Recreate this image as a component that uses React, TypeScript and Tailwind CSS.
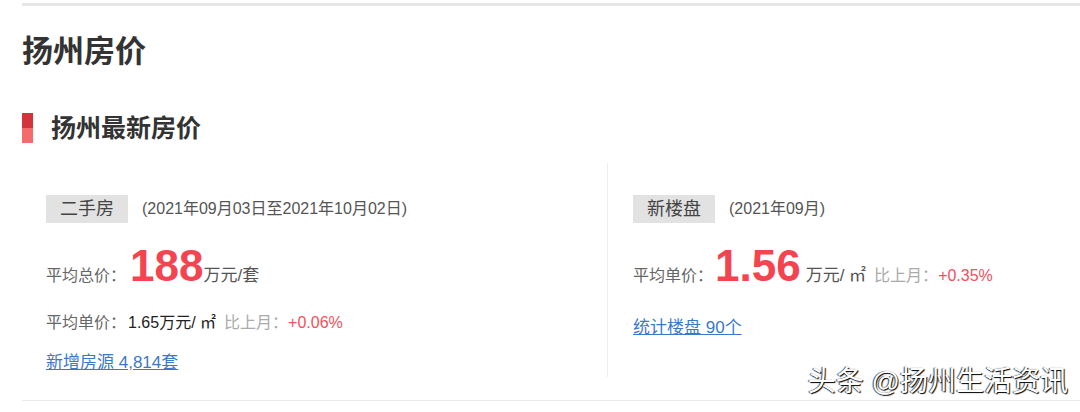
import React from 'react';

const font = "font-['Liberation_Sans','Noto_Sans_CJK_SC',sans-serif]";

const Tag: React.FC<{ label: string; note: string }> = ({ label, note }) => (
  <div className="flex items-center">
    <span className="h-[28px] bg-[#e2e2e2] px-[14px] text-[18px] leading-[28px] text-[#444]">{label}</span>
    <span className="ml-[14px] text-[16px] text-[#555]">{note}</span>
  </div>
);

const App: React.FC = () => {
  return (
    <div className={`relative h-[412px] w-[1080px] overflow-hidden bg-white ${font}`}>
      <div className="ml-[22px] pt-[3px]">
        <div className="h-[3px] bg-[#e6e6e6]" />

        <h1 className="mt-[26px] text-[31px] font-bold leading-[40px] text-[#333]">扬州房价</h1>

        <div className="mt-[41px] flex h-[30px] items-center">
          <div className="flex h-[30px] w-[11px] flex-col">
            <div className="flex-1 bg-[#d3343c]" />
            <div className="flex-1 bg-[#f46a6d]" />
          </div>
          <h2 className="ml-[18px] text-[25px] font-bold leading-[30px] text-[#333]">扬州最新房价</h2>
        </div>

        {/* two panels */}
        <div className="mt-[20px] flex h-[214px]">
          <div className="w-[585px] pl-[24px] pt-[32px]">
            <Tag label="二手房" note="(2021年09月03日至2021年10月02日)" />
            <div className="mt-[21px] flex h-[44px] items-baseline">
              <span className="text-[16px] text-[#666]">平均总价：</span>
              <span className="ml-[4px] text-[44px] font-bold leading-[44px] text-[#f3444f]">188</span>
              <span className="text-[17px] text-[#555]">万元/套</span>
            </div>
            <div className="mt-[24px] flex items-baseline text-[16px] leading-[22px]">
              <span className="text-[#666]">平均单价：</span>
              <span className="ml-[2px] text-[#222]">1.65万元/ ㎡</span>
              <span className="ml-[8px] text-[#aaa]">比上月：</span>
              <span className="text-[#f0515b]">+0.06%</span>
            </div>
            <a href="#" className="mt-[18px] block text-[17px] leading-[22px] text-[#3b78c9] underline">
              新增房源 4,814套
            </a>
          </div>

          <div className="flex-1 border-l border-[#eeeeee] pl-[25px] pt-[32px]">
            <Tag label="新楼盘" note="(2021年09月)" />
            <div className="mt-[21px] flex h-[44px] items-baseline">
              <span className="text-[16px] text-[#666]">平均单价：</span>
              <span className="ml-[2px] text-[44px] font-bold leading-[44px] text-[#f3444f]">1.56</span>
              <span className="ml-[5px] text-[17px] text-[#555]">万元/ ㎡</span>
              <span className="ml-[8px] text-[16px] text-[#aaa]">比上月：</span>
              <span className="text-[16px] text-[#f0515b]">+0.35%</span>
            </div>
            <a href="#" className="mt-[29px] block text-[17px] leading-[22px] text-[#3b78c9] underline">
              统计楼盘 90个
            </a>
          </div>
        </div>

        <div className="mt-[23px] h-px bg-[#ebebeb]" />
      </div>

      {/* watermark */}
      <div className="absolute right-[12px] top-[365px] text-[28px] leading-[34px] text-white [text-shadow:1px_1px_1px_#000,-1px_0_1px_#444]">
        头条 @扬州生活资讯
      </div>
    </div>
  );
};

export default App;
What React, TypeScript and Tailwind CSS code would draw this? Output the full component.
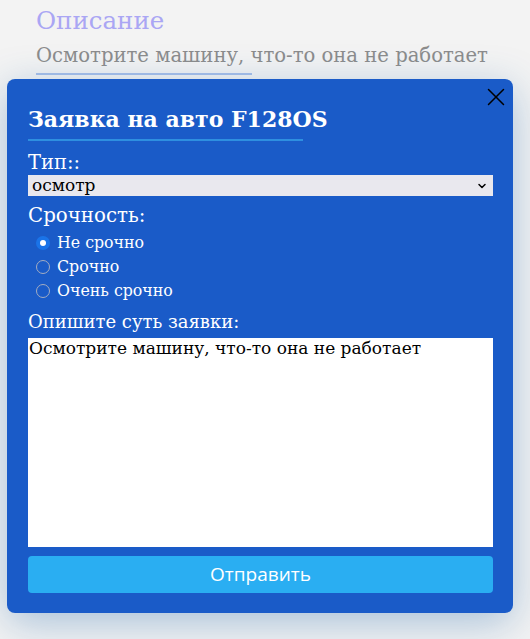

**REQUIRED WORK:** Retype all of the entries exactly as written, leaving out any images.

**RESPONSE:**
Recreate this image as a component that uses React, TypeScript and Tailwind CSS.
import React from 'react';

const font = "font-['Liberation_Sans','Noto_Sans_CJK_SC',sans-serif]";

const Tag: React.FC<{ label: string; note: string }> = ({ label, note }) => (
  <div className="flex items-center">
    <span className="h-[28px] bg-[#e2e2e2] px-[14px] text-[18px] leading-[28px] text-[#444]">{label}</span>
    <span className="ml-[14px] text-[16px] text-[#555]">{note}</span>
  </div>
);

const App: React.FC = () => {
  return (
    <div className={`relative h-[412px] w-[1080px] overflow-hidden bg-white ${font}`}>
      <div className="ml-[22px] pt-[3px]">
        <div className="h-[3px] bg-[#e6e6e6]" />

        <h1 className="mt-[26px] text-[31px] font-bold leading-[40px] text-[#333]">扬州房价</h1>

        <div className="mt-[41px] flex h-[30px] items-center">
          <div className="flex h-[30px] w-[11px] flex-col">
            <div className="flex-1 bg-[#d3343c]" />
            <div className="flex-1 bg-[#f46a6d]" />
          </div>
          <h2 className="ml-[18px] text-[25px] font-bold leading-[30px] text-[#333]">扬州最新房价</h2>
        </div>

        {/* two panels */}
        <div className="mt-[20px] flex h-[214px]">
          <div className="w-[585px] pl-[24px] pt-[32px]">
            <Tag label="二手房" note="(2021年09月03日至2021年10月02日)" />
            <div className="mt-[21px] flex h-[44px] items-baseline">
              <span className="text-[16px] text-[#666]">平均总价：</span>
              <span className="ml-[4px] text-[44px] font-bold leading-[44px] text-[#f3444f]">188</span>
              <span className="text-[17px] text-[#555]">万元/套</span>
            </div>
            <div className="mt-[24px] flex items-baseline text-[16px] leading-[22px]">
              <span className="text-[#666]">平均单价：</span>
              <span className="ml-[2px] text-[#222]">1.65万元/ ㎡</span>
              <span className="ml-[8px] text-[#aaa]">比上月：</span>
              <span className="text-[#f0515b]">+0.06%</span>
            </div>
            <a href="#" className="mt-[18px] block text-[17px] leading-[22px] text-[#3b78c9] underline">
              新增房源 4,814套
            </a>
          </div>

          <div className="flex-1 border-l border-[#eeeeee] pl-[25px] pt-[32px]">
            <Tag label="新楼盘" note="(2021年09月)" />
            <div className="mt-[21px] flex h-[44px] items-baseline">
              <span className="text-[16px] text-[#666]">平均单价：</span>
              <span className="ml-[2px] text-[44px] font-bold leading-[44px] text-[#f3444f]">1.56</span>
              <span className="ml-[5px] text-[17px] text-[#555]">万元/ ㎡</span>
              <span className="ml-[8px] text-[16px] text-[#aaa]">比上月：</span>
              <span className="text-[16px] text-[#f0515b]">+0.35%</span>
            </div>
            <a href="#" className="mt-[29px] block text-[17px] leading-[22px] text-[#3b78c9] underline">
              统计楼盘 90个
            </a>
          </div>
        </div>

        <div className="mt-[23px] h-px bg-[#ebebeb]" />
      </div>

      {/* watermark */}
      <div className="absolute right-[12px] top-[365px] text-[28px] leading-[34px] text-white [text-shadow:1px_1px_1px_#000,-1px_0_1px_#444]">
        头条 @扬州生活资讯
      </div>
    </div>
  );
};

export default App;
What React, TypeScript and Tailwind CSS code would draw this? Output the full component.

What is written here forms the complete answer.